EXERCISE DIRECTIONS:
Your task is to repeat the lines below exactly, excluding any pictures they contain.

━━━━━━

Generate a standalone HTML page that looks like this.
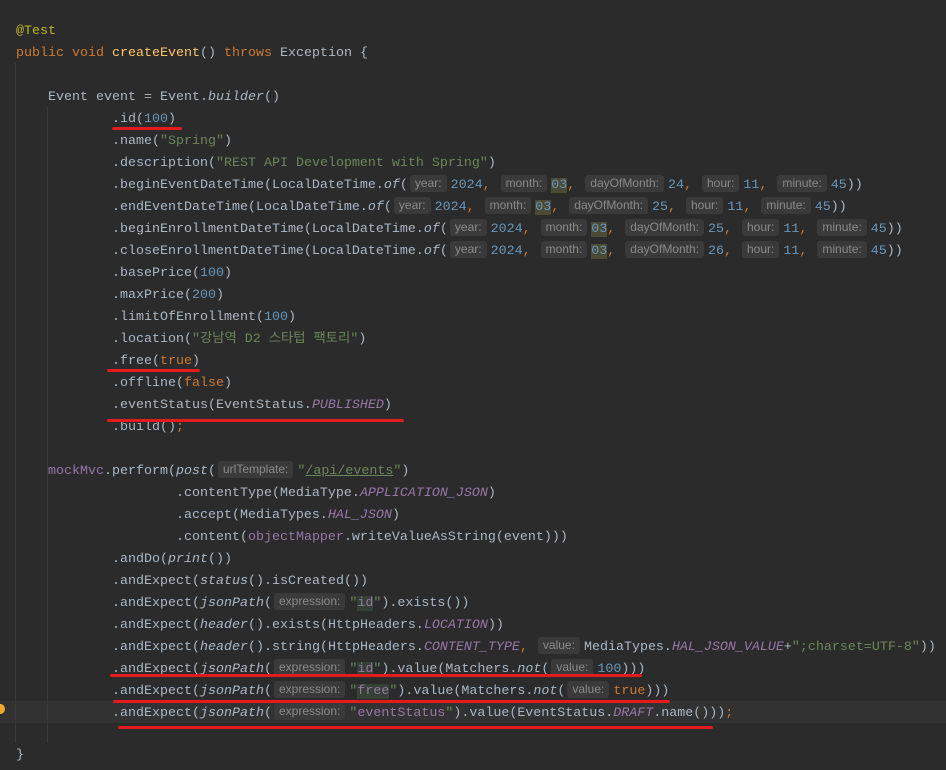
<!DOCTYPE html>
<html><head><meta charset="utf-8"><style>
html,body{margin:0;padding:0;background:#2b2b2b;width:946px;height:770px;overflow:hidden;}
.l{position:absolute;left:16px;margin-top:2px;height:22px;line-height:22px;white-space:pre;font-family:"Liberation Mono","Noto Sans CJK KR",monospace;font-size:13.33px;color:#a9b7c6;}
.k{color:#cc7832}.s{color:#6a8759}.n{color:#6897bb}.c{color:#9876aa;font-style:italic}.i{font-style:italic}.m{color:#ffc66d}.a{color:#bbb529}.f{color:#9876aa}
.h{display:inline-block;font-family:"Liberation Sans",sans-serif;font-size:12px;color:#8a8a8a;background:#3a3a3a;border-radius:3px;padding:0 5px;line-height:17px;margin:0 4px 0 2px;vertical-align:1px;font-style:normal}
.hl{background:#4a4a35}.hs{background:#344134}
.u{position:absolute;height:3px;background:#e31b1b;border-radius:2px}
.g{position:absolute;width:1px;background:#3a3a3a}
</style></head><body>
<div style="position:absolute;left:0;top:701px;width:946px;height:22px;background:#323232"></div>
<div class="g" style="left:15px;top:63px;height:680px"></div>
<div class="g" style="left:47px;top:107px;height:636px"></div>
<div class="l" style="top:19px"><span class="a">@Test</span></div>
<div class="l" style="top:41px"><span class="k">public void </span><span class="m">createEvent</span>() <span class="k">throws </span>Exception {</div>
<div class="l" style="top:85px">    Event event = Event.<span class="i">builder</span>()</div>
<div class="l" style="top:107px">            .id(<span class="n">100</span>)</div>
<div class="l" style="top:129px">            .name(<span class="s">"Spring"</span>)</div>
<div class="l" style="top:151px">            .description(<span class="s">"REST API Development with Spring"</span>)</div>
<div class="l" style="top:173px">            .beginEventDateTime(LocalDateTime.<span class="i">of</span>(<span class="h">year:</span><span class="n">2024</span><span class="k">,</span> <span class="h">month:</span><span class="n hl">03</span><span class="k">,</span> <span class="h">dayOfMonth:</span><span class="n">24</span><span class="k">,</span> <span class="h">hour:</span><span class="n">11</span><span class="k">,</span> <span class="h">minute:</span><span class="n">45</span>))</div>
<div class="l" style="top:195px">            .endEventDateTime(LocalDateTime.<span class="i">of</span>(<span class="h">year:</span><span class="n">2024</span><span class="k">,</span> <span class="h">month:</span><span class="n hl">03</span><span class="k">,</span> <span class="h">dayOfMonth:</span><span class="n">25</span><span class="k">,</span> <span class="h">hour:</span><span class="n">11</span><span class="k">,</span> <span class="h">minute:</span><span class="n">45</span>))</div>
<div class="l" style="top:217px">            .beginEnrollmentDateTime(LocalDateTime.<span class="i">of</span>(<span class="h">year:</span><span class="n">2024</span><span class="k">,</span> <span class="h">month:</span><span class="n hl">03</span><span class="k">,</span> <span class="h">dayOfMonth:</span><span class="n">25</span><span class="k">,</span> <span class="h">hour:</span><span class="n">11</span><span class="k">,</span> <span class="h">minute:</span><span class="n">45</span>))</div>
<div class="l" style="top:239px">            .closeEnrollmentDateTime(LocalDateTime.<span class="i">of</span>(<span class="h">year:</span><span class="n">2024</span><span class="k">,</span> <span class="h">month:</span><span class="n hl">03</span><span class="k">,</span> <span class="h">dayOfMonth:</span><span class="n">26</span><span class="k">,</span> <span class="h">hour:</span><span class="n">11</span><span class="k">,</span> <span class="h">minute:</span><span class="n">45</span>))</div>
<div class="l" style="top:261px">            .basePrice(<span class="n">100</span>)</div>
<div class="l" style="top:283px">            .maxPrice(<span class="n">200</span>)</div>
<div class="l" style="top:305px">            .limitOfEnrollment(<span class="n">100</span>)</div>
<div class="l" style="top:327px">            .location(<span class="s">"강남역 D2 스타텁 팩토리"</span>)</div>
<div class="l" style="top:349px">            .free(<span class="k">true</span>)</div>
<div class="l" style="top:371px">            .offline(<span class="k">false</span>)</div>
<div class="l" style="top:393px">            .eventStatus(EventStatus.<span class="c">PUBLISHED</span>)</div>
<div class="l" style="top:415px">            .build()<span class="k">;</span></div>
<div class="l" style="top:459px">    <span class="f">mockMvc</span>.perform(<span class="i">post</span>(<span class="h">urlTemplate:</span><span class="s">"<u>/api/events</u>"</span>)</div>
<div class="l" style="top:481px">                    .contentType(MediaType.<span class="c">APPLICATION_JSON</span>)</div>
<div class="l" style="top:503px">                    .accept(MediaTypes.<span class="c">HAL_JSON</span>)</div>
<div class="l" style="top:525px">                    .content(<span class="f">objectMapper</span>.writeValueAsString(event)))</div>
<div class="l" style="top:547px">            .andDo(<span class="i">print</span>())</div>
<div class="l" style="top:569px">            .andExpect(<span class="i">status</span>().isCreated())</div>
<div class="l" style="top:591px">            .andExpect(<span class="i">jsonPath</span>(<span class="h">expression:</span><span class="s">"<span class="f hs">id</span>"</span>).exists())</div>
<div class="l" style="top:613px">            .andExpect(<span class="i">header</span>().exists(HttpHeaders.<span class="c">LOCATION</span>))</div>
<div class="l" style="top:635px">            .andExpect(<span class="i">header</span>().string(HttpHeaders.<span class="c">CONTENT_TYPE</span><span class="k">,</span> <span class="h">value:</span>MediaTypes.<span class="c">HAL_JSON_VALUE</span>+<span class="s">";charset=UTF-8"</span>))</div>
<div class="l" style="top:657px">            .andExpect(<span class="i">jsonPath</span>(<span class="h">expression:</span><span class="s">"<span class="f hs">id</span>"</span>).value(Matchers.<span class="i">not</span>(<span class="h">value:</span><span class="n">100</span>)))</div>
<div class="l" style="top:679px">            .andExpect(<span class="i">jsonPath</span>(<span class="h">expression:</span><span class="s">"<span class="f hs">free</span>"</span>).value(Matchers.<span class="i">not</span>(<span class="h">value:</span><span class="k">true</span>)))</div>
<div class="l" style="top:701px">            .andExpect(<span class="i">jsonPath</span>(<span class="h">expression:</span><span class="s">"<span class="f">eventStatus</span>"</span>).value(EventStatus.<span class="c">DRAFT</span>.name()))<span class="k">;</span></div>
<div class="l" style="top:743px">}</div>
<div style="position:absolute;left:-4px;top:704px;width:9px;height:10px;border-radius:50%;background:#f0a732"></div>
<div class="u" style="left:112px;top:127px;width:70px"></div>
<div class="u" style="left:107px;top:369px;width:93px"></div>
<div class="u" style="left:107px;top:419px;width:297px"></div>
<div class="u" style="left:110px;top:674px;width:532px"></div>
<div class="u" style="left:113px;top:700px;width:557px"></div>
<div class="u" style="left:118px;top:726px;width:595px"></div>
</body></html>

━━━━━━

WRITTEN SOLUTION:
Generate a standalone HTML page that looks like this.
<!DOCTYPE html>
<html><head><meta charset="utf-8"><style>
html,body{margin:0;padding:0;background:#2b2b2b;width:946px;height:770px;overflow:hidden;}
.l{position:absolute;left:16px;margin-top:2px;height:22px;line-height:22px;white-space:pre;font-family:"Liberation Mono","Noto Sans CJK KR",monospace;font-size:13.33px;color:#a9b7c6;}
.k{color:#cc7832}.s{color:#6a8759}.n{color:#6897bb}.c{color:#9876aa;font-style:italic}.i{font-style:italic}.m{color:#ffc66d}.a{color:#bbb529}.f{color:#9876aa}
.h{display:inline-block;font-family:"Liberation Sans",sans-serif;font-size:12px;color:#8a8a8a;background:#3a3a3a;border-radius:3px;padding:0 5px;line-height:17px;margin:0 4px 0 2px;vertical-align:1px;font-style:normal}
.hl{background:#4a4a35}.hs{background:#344134}
.u{position:absolute;height:3px;background:#e31b1b;border-radius:2px}
.g{position:absolute;width:1px;background:#3a3a3a}
</style></head><body>
<div style="position:absolute;left:0;top:701px;width:946px;height:22px;background:#323232"></div>
<div class="g" style="left:15px;top:63px;height:680px"></div>
<div class="g" style="left:47px;top:107px;height:636px"></div>
<div class="l" style="top:19px"><span class="a">@Test</span></div>
<div class="l" style="top:41px"><span class="k">public void </span><span class="m">createEvent</span>() <span class="k">throws </span>Exception {</div>
<div class="l" style="top:85px">    Event event = Event.<span class="i">builder</span>()</div>
<div class="l" style="top:107px">            .id(<span class="n">100</span>)</div>
<div class="l" style="top:129px">            .name(<span class="s">"Spring"</span>)</div>
<div class="l" style="top:151px">            .description(<span class="s">"REST API Development with Spring"</span>)</div>
<div class="l" style="top:173px">            .beginEventDateTime(LocalDateTime.<span class="i">of</span>(<span class="h">year:</span><span class="n">2024</span><span class="k">,</span> <span class="h">month:</span><span class="n hl">03</span><span class="k">,</span> <span class="h">dayOfMonth:</span><span class="n">24</span><span class="k">,</span> <span class="h">hour:</span><span class="n">11</span><span class="k">,</span> <span class="h">minute:</span><span class="n">45</span>))</div>
<div class="l" style="top:195px">            .endEventDateTime(LocalDateTime.<span class="i">of</span>(<span class="h">year:</span><span class="n">2024</span><span class="k">,</span> <span class="h">month:</span><span class="n hl">03</span><span class="k">,</span> <span class="h">dayOfMonth:</span><span class="n">25</span><span class="k">,</span> <span class="h">hour:</span><span class="n">11</span><span class="k">,</span> <span class="h">minute:</span><span class="n">45</span>))</div>
<div class="l" style="top:217px">            .beginEnrollmentDateTime(LocalDateTime.<span class="i">of</span>(<span class="h">year:</span><span class="n">2024</span><span class="k">,</span> <span class="h">month:</span><span class="n hl">03</span><span class="k">,</span> <span class="h">dayOfMonth:</span><span class="n">25</span><span class="k">,</span> <span class="h">hour:</span><span class="n">11</span><span class="k">,</span> <span class="h">minute:</span><span class="n">45</span>))</div>
<div class="l" style="top:239px">            .closeEnrollmentDateTime(LocalDateTime.<span class="i">of</span>(<span class="h">year:</span><span class="n">2024</span><span class="k">,</span> <span class="h">month:</span><span class="n hl">03</span><span class="k">,</span> <span class="h">dayOfMonth:</span><span class="n">26</span><span class="k">,</span> <span class="h">hour:</span><span class="n">11</span><span class="k">,</span> <span class="h">minute:</span><span class="n">45</span>))</div>
<div class="l" style="top:261px">            .basePrice(<span class="n">100</span>)</div>
<div class="l" style="top:283px">            .maxPrice(<span class="n">200</span>)</div>
<div class="l" style="top:305px">            .limitOfEnrollment(<span class="n">100</span>)</div>
<div class="l" style="top:327px">            .location(<span class="s">"강남역 D2 스타텁 팩토리"</span>)</div>
<div class="l" style="top:349px">            .free(<span class="k">true</span>)</div>
<div class="l" style="top:371px">            .offline(<span class="k">false</span>)</div>
<div class="l" style="top:393px">            .eventStatus(EventStatus.<span class="c">PUBLISHED</span>)</div>
<div class="l" style="top:415px">            .build()<span class="k">;</span></div>
<div class="l" style="top:459px">    <span class="f">mockMvc</span>.perform(<span class="i">post</span>(<span class="h">urlTemplate:</span><span class="s">"<u>/api/events</u>"</span>)</div>
<div class="l" style="top:481px">                    .contentType(MediaType.<span class="c">APPLICATION_JSON</span>)</div>
<div class="l" style="top:503px">                    .accept(MediaTypes.<span class="c">HAL_JSON</span>)</div>
<div class="l" style="top:525px">                    .content(<span class="f">objectMapper</span>.writeValueAsString(event)))</div>
<div class="l" style="top:547px">            .andDo(<span class="i">print</span>())</div>
<div class="l" style="top:569px">            .andExpect(<span class="i">status</span>().isCreated())</div>
<div class="l" style="top:591px">            .andExpect(<span class="i">jsonPath</span>(<span class="h">expression:</span><span class="s">"<span class="f hs">id</span>"</span>).exists())</div>
<div class="l" style="top:613px">            .andExpect(<span class="i">header</span>().exists(HttpHeaders.<span class="c">LOCATION</span>))</div>
<div class="l" style="top:635px">            .andExpect(<span class="i">header</span>().string(HttpHeaders.<span class="c">CONTENT_TYPE</span><span class="k">,</span> <span class="h">value:</span>MediaTypes.<span class="c">HAL_JSON_VALUE</span>+<span class="s">";charset=UTF-8"</span>))</div>
<div class="l" style="top:657px">            .andExpect(<span class="i">jsonPath</span>(<span class="h">expression:</span><span class="s">"<span class="f hs">id</span>"</span>).value(Matchers.<span class="i">not</span>(<span class="h">value:</span><span class="n">100</span>)))</div>
<div class="l" style="top:679px">            .andExpect(<span class="i">jsonPath</span>(<span class="h">expression:</span><span class="s">"<span class="f hs">free</span>"</span>).value(Matchers.<span class="i">not</span>(<span class="h">value:</span><span class="k">true</span>)))</div>
<div class="l" style="top:701px">            .andExpect(<span class="i">jsonPath</span>(<span class="h">expression:</span><span class="s">"<span class="f">eventStatus</span>"</span>).value(EventStatus.<span class="c">DRAFT</span>.name()))<span class="k">;</span></div>
<div class="l" style="top:743px">}</div>
<div style="position:absolute;left:-4px;top:704px;width:9px;height:10px;border-radius:50%;background:#f0a732"></div>
<div class="u" style="left:112px;top:127px;width:70px"></div>
<div class="u" style="left:107px;top:369px;width:93px"></div>
<div class="u" style="left:107px;top:419px;width:297px"></div>
<div class="u" style="left:110px;top:674px;width:532px"></div>
<div class="u" style="left:113px;top:700px;width:557px"></div>
<div class="u" style="left:118px;top:726px;width:595px"></div>
</body></html>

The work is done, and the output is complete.